A revisão constitucional de 99 alargou a possibilidade de colaboração das forças com as forças de segurança armadas no combate ao crime  através da alínea b do n. 2 do artigo 244 mas no âmbito da vigilância , fiscalização e defesa do espaço aéreo e marítimo e sob a responsabilidade da polícia. O alargamento da missão das forças armadas não lhe dá de facto um papel na segurança interna que de acordo com o n.1 do artigo 240 continua a ser garantido em exclusivo pela polícia.     

 O problema que se nos pôs ontem no âmbito das discussões das grandes opções para o conceito estratégico de defesa e segurança nacional é como usar os recursos do país para enfrentar as ameaças existentes e as emergentes. O MpD na sua intervenção colocou uma série de questões designadamente:

  • Qual deve ser o papel das forças armadas? Na nova conjuntura deve-se manter ou não as forças armadas?

  • Que tipo de força se adequa mais à necessidade urgente de policiamento das nossas costas águas arquipelágicas, águas territoriais e zona económica exclusiva

  • Qual deve ser o papel da POP?  Qual o seu papel no combate ao crime? 

  • O que se deve fazer para focalizar a actividade da polícia judiciária na luta contra os crimes complexos  e aumentar a sua capacidade  analítica?

  • Será de interesse para o país a criação de uma força de segurança para militar a exemplo de vários outros países que vigie as nossas costas e e dê um apoio mais robusto à acção das ouras polícias? 

  • Qual deve ser a nossa estratégia em matéria de cooperação no domínio de Segurança?

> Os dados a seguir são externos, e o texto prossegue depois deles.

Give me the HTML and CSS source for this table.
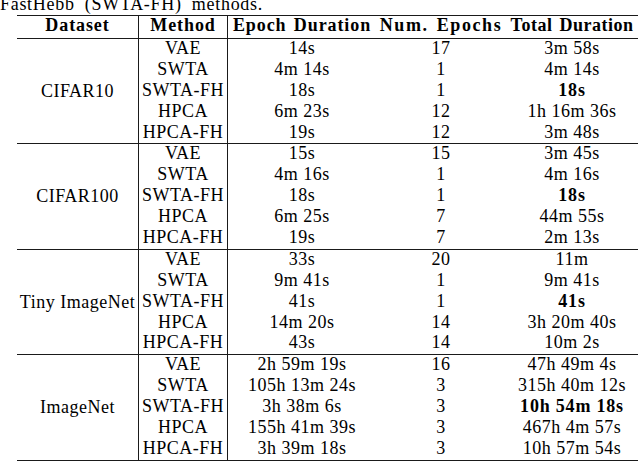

Parece-nos evidente que uma vertente central dessa cooperação terá que orientar-se para a protecção das nossas águas e da nossa zona económica exclusiva.

 O Governo optou por não engajar a oposição na procura de respostas a essas questões. Respostas que poderiam ajudar-nos a todos a ultrapassar os constrangimento colocados pela constituição derivados da nova realidade vivida no país e no mundo.

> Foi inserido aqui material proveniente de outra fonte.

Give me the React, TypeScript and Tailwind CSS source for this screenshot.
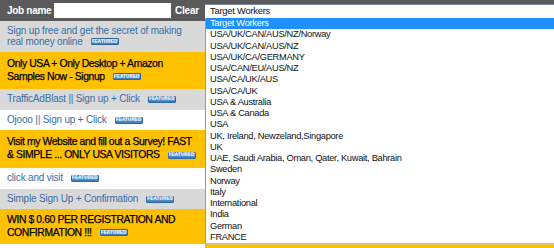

 O Governo com a lei de defesa e Segurança que apresenta hoje revela que tem as suas próprias soluções. Que não lhe preocupa se o enquadramento das suas soluções na constituição é no mínimo duvidoso. Que a oposição em várias ocasiões desde do debate sobre a segurança verificada na sequência do 11 Setembro vem vocalizando a necessidade de repensar as questões de defesa e segurança do país mostrando a sua disponibilidade para colaborar com o governo nessa matéria. Que desde de novembro do ano passado pode-se desencadear a revisão ordinária da constituição, abrindo portanto a possibilidade de fazer as adequações que se impões em sede de revisão e encontrar soluções novas para os problemas de hoje. Que uma lei como esta exige uma maioria qualificada  de dois terços e que portanto o governo deve fazer um esforço maior para conseguir uma convergência de vontades nesta matéria.

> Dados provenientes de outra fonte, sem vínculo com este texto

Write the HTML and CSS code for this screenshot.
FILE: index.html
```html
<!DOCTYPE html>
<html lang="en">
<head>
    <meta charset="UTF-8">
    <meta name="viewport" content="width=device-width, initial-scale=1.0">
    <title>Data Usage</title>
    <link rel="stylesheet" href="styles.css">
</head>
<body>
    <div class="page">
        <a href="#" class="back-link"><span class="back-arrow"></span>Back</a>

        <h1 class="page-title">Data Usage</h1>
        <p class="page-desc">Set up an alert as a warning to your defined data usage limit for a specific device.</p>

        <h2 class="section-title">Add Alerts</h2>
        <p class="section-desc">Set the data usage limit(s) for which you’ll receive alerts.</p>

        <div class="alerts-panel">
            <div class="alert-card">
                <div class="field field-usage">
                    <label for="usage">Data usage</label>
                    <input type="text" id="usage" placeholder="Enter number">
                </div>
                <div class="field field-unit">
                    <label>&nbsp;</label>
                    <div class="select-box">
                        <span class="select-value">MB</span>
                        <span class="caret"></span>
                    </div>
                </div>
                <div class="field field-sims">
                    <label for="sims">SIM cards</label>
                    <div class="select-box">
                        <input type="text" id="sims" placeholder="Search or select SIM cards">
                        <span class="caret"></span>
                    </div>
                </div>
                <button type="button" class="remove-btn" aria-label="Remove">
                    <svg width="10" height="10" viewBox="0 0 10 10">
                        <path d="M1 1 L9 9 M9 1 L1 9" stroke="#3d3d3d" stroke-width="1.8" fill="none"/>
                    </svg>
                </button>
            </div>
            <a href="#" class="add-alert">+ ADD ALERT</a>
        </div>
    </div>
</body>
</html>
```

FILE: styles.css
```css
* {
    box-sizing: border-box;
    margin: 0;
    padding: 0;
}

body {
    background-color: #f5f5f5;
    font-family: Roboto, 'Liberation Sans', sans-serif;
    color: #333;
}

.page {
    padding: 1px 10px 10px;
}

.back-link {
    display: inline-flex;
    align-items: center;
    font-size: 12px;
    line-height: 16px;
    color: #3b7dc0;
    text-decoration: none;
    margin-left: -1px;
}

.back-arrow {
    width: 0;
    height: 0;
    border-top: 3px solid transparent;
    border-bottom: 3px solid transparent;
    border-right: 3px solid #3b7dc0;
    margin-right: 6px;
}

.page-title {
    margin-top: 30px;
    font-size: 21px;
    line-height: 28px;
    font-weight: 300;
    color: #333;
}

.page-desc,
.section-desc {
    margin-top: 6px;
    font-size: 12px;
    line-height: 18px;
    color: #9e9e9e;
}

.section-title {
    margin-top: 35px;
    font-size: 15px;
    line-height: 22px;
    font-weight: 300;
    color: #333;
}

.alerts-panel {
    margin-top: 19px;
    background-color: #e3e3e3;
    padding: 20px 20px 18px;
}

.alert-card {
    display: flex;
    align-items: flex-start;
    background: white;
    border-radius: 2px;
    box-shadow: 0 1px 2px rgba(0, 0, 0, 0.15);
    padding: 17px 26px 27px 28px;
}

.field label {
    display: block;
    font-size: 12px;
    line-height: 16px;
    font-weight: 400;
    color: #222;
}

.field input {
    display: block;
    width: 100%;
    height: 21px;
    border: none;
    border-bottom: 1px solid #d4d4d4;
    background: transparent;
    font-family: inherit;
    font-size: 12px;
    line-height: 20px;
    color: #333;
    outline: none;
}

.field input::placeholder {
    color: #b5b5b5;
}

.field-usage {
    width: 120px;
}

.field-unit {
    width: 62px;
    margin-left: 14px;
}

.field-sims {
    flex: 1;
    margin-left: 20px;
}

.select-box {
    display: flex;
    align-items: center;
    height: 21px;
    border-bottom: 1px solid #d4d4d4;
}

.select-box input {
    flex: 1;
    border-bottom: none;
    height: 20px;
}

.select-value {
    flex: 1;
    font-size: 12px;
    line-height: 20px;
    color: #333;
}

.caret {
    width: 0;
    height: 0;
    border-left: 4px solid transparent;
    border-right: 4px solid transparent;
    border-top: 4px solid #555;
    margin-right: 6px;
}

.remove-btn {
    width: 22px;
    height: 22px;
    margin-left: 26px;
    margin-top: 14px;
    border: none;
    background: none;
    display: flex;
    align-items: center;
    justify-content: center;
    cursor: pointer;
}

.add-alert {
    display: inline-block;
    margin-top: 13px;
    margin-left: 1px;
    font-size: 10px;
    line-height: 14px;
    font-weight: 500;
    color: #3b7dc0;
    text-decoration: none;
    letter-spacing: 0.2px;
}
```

 A despreocupação do governo revela-se ainda quando parte do edifício jurídico de defesa e segurança não segue uma lógica própria em que sequencialmente deveria vir discussões preliminares entre os partidos face às novas ameaças, entendimentos quanto à adequação constitucional, à aprovação de novas leis,  estruturando os sectores de segurança nacional, e, posteriormente, à aprovação de leis criando as novas instituições e serviços. Pelo contrário, verifica-se que leis como a autorização legislativa para a criação da polícia nacional e a criação do serviço de informações da república, ou seja as leis das novas instituições e serviços, antecederam em três e dois meses respectivamente a apresentação da lei estruturante que se está a fazer hoje.

 Há alguma aqui que não funciona. Ou o governo não consegue agir com coerência básica e afinal a distinção entre a defesa e segurança interna mantêm-se com o Ministro da administração interna a fazer avançar os seus instrumentos no seu próprio timing ou como dissemos ontem o governo não está de facto de mão livres para discutir a problemática da segurança, uma matéria tão vital para o Cabo Verde, para o bem estar da sua população e o seu desenvolvimento.

 Renovamos pois o nosso desejo de colaborar com o Governo e o paicv na redefinição e reestruturação do sector. Convidamos o paicv, a juntos, e, começando pela revisão constitucional, (que aliás, a confiar nas notícias já veiculadas,  o processo vai ser, hoje, por vós desencadeado), a  desenvolvermos o trabalho de pôr de pé o sistema de segurança nacional  seguindo os procedimentos correctos.